WHAT YOU HAVE TO DO >>
Return the lines below that carry the word "with".

INFORMATION SHOWN >>
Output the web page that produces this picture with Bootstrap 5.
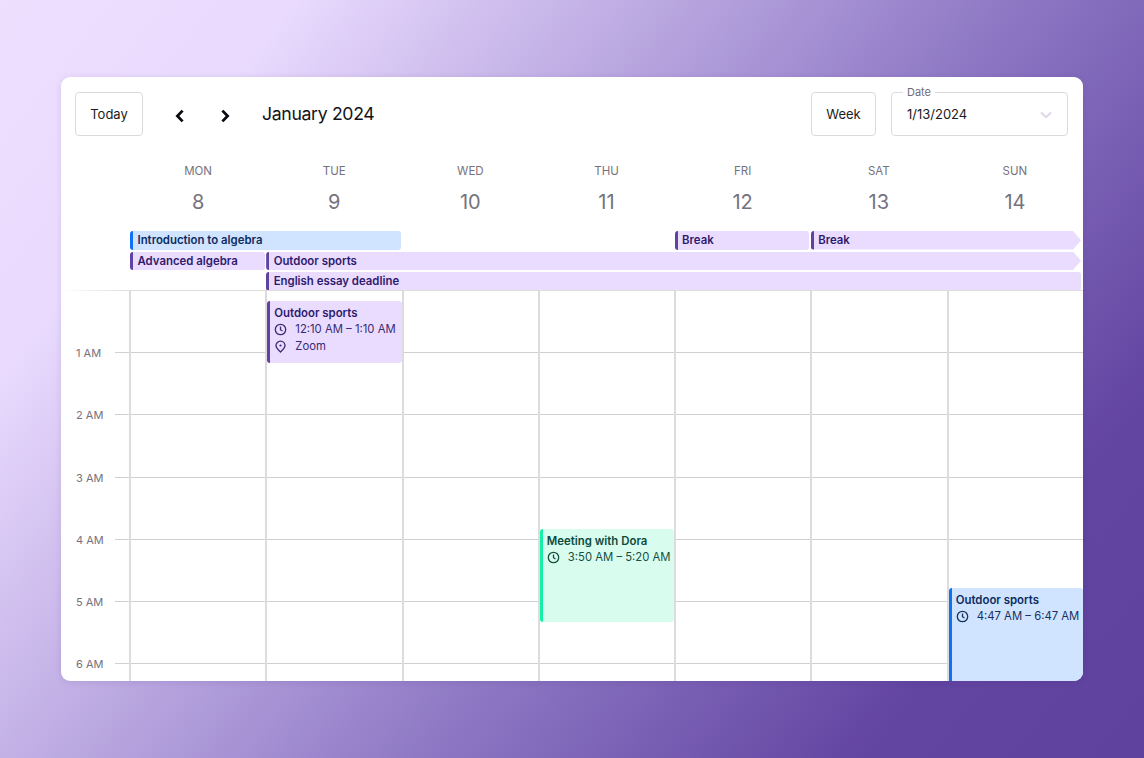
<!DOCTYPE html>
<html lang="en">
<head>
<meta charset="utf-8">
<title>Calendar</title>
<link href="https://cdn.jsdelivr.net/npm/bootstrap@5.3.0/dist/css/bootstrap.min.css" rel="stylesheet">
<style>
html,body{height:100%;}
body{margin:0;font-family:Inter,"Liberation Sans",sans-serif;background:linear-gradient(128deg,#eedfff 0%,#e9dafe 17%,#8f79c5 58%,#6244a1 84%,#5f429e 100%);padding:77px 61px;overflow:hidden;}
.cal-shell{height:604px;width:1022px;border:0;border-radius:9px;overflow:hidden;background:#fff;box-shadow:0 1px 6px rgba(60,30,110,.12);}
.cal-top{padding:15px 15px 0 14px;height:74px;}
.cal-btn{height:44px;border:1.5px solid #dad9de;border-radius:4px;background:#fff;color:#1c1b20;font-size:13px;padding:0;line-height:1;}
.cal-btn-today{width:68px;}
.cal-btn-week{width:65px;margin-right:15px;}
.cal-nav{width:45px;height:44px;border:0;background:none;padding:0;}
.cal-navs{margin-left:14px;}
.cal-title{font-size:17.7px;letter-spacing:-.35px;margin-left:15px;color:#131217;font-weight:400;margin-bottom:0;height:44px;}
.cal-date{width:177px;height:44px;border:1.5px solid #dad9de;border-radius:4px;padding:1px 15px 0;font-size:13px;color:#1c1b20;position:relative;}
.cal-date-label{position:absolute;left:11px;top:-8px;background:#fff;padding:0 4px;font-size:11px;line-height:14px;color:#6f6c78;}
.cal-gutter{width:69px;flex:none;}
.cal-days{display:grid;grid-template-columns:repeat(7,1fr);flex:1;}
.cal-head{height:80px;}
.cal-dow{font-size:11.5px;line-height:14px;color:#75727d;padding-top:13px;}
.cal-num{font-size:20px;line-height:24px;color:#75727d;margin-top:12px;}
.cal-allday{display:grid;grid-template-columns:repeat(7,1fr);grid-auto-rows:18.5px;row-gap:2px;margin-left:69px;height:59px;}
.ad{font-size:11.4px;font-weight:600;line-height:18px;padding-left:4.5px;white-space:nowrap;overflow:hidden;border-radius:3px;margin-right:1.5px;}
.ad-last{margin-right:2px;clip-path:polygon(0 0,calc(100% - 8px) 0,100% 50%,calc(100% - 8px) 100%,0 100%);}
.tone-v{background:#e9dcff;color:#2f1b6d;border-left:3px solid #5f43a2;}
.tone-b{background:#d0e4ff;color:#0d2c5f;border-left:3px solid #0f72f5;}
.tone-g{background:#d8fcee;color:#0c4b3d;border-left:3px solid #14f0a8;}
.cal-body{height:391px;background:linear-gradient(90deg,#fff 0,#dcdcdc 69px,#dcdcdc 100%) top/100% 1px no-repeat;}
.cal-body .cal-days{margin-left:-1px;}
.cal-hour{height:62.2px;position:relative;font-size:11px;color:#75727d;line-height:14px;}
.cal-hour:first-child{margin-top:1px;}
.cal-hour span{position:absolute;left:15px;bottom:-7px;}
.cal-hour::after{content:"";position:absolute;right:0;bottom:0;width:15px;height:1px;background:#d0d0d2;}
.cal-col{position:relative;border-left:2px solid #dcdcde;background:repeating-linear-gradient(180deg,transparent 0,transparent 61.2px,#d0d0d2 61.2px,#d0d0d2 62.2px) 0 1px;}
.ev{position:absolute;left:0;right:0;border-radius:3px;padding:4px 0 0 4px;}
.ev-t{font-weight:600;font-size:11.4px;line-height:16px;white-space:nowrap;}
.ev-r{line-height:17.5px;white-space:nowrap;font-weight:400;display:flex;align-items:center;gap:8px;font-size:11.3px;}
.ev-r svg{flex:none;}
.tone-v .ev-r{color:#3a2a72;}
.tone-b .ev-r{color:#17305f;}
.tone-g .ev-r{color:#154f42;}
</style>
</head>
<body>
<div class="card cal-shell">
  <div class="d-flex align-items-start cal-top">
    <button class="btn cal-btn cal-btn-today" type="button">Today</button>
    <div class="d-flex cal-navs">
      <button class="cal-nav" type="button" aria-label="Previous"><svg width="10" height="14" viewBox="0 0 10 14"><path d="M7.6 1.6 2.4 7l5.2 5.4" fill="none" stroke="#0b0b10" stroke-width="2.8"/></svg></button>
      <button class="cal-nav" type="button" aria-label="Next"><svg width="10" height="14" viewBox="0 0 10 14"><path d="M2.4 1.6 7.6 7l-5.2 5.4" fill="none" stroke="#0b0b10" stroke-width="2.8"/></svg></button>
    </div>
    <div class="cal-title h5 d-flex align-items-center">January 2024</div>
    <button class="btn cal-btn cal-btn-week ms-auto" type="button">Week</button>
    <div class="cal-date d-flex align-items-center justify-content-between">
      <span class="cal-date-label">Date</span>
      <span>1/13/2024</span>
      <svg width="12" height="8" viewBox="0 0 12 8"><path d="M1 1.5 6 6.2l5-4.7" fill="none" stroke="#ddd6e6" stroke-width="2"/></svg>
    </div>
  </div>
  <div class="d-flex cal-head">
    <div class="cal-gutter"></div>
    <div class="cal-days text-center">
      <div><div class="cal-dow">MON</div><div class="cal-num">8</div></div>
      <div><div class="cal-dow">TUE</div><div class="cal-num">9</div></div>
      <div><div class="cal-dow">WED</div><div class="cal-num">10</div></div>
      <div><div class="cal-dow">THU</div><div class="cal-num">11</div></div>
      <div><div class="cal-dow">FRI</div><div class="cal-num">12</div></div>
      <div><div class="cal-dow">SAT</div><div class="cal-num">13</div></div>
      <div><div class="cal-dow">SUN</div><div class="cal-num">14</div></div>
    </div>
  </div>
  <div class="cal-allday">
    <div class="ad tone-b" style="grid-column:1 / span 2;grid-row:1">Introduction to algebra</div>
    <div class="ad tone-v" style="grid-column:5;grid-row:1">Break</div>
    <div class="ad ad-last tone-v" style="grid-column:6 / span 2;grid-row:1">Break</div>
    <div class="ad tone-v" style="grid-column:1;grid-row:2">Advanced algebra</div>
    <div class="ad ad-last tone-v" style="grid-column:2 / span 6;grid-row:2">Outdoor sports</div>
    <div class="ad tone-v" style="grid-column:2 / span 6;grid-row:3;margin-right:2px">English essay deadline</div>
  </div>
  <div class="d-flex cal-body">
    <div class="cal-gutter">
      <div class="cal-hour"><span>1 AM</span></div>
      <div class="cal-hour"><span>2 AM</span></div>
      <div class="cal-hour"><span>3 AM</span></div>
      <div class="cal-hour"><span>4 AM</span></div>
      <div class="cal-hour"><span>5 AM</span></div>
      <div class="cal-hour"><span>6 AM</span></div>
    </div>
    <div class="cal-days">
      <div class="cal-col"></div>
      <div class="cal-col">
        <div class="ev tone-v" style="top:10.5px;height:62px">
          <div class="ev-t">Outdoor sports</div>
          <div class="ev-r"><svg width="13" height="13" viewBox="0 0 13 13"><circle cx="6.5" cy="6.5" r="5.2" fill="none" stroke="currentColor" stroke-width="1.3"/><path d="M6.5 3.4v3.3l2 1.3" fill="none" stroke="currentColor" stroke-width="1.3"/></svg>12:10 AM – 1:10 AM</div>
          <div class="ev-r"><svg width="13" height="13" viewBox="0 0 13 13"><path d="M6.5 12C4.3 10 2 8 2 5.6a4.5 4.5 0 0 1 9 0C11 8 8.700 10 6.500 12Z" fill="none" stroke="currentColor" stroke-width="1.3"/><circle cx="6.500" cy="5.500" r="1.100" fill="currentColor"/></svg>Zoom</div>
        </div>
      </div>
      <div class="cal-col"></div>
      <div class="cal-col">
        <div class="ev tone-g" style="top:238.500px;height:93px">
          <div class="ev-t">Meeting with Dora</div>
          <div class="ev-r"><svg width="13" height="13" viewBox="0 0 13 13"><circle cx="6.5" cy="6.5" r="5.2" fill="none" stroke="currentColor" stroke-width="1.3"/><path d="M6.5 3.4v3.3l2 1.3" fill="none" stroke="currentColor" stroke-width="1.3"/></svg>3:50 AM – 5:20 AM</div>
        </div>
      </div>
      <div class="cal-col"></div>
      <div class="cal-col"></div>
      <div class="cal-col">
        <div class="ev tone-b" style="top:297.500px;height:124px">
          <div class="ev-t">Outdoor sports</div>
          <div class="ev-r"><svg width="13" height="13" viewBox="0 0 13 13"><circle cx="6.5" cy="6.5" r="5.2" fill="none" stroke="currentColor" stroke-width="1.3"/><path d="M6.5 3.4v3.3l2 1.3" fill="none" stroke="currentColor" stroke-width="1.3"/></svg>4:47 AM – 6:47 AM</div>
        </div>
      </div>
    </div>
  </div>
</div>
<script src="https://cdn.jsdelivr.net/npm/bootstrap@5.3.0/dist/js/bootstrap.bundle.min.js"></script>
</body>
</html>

THE ANSWER >>
Output the web page that produces this picture with Bootstrap 5.
          <div class="ev-t">Meeting with Dora</div>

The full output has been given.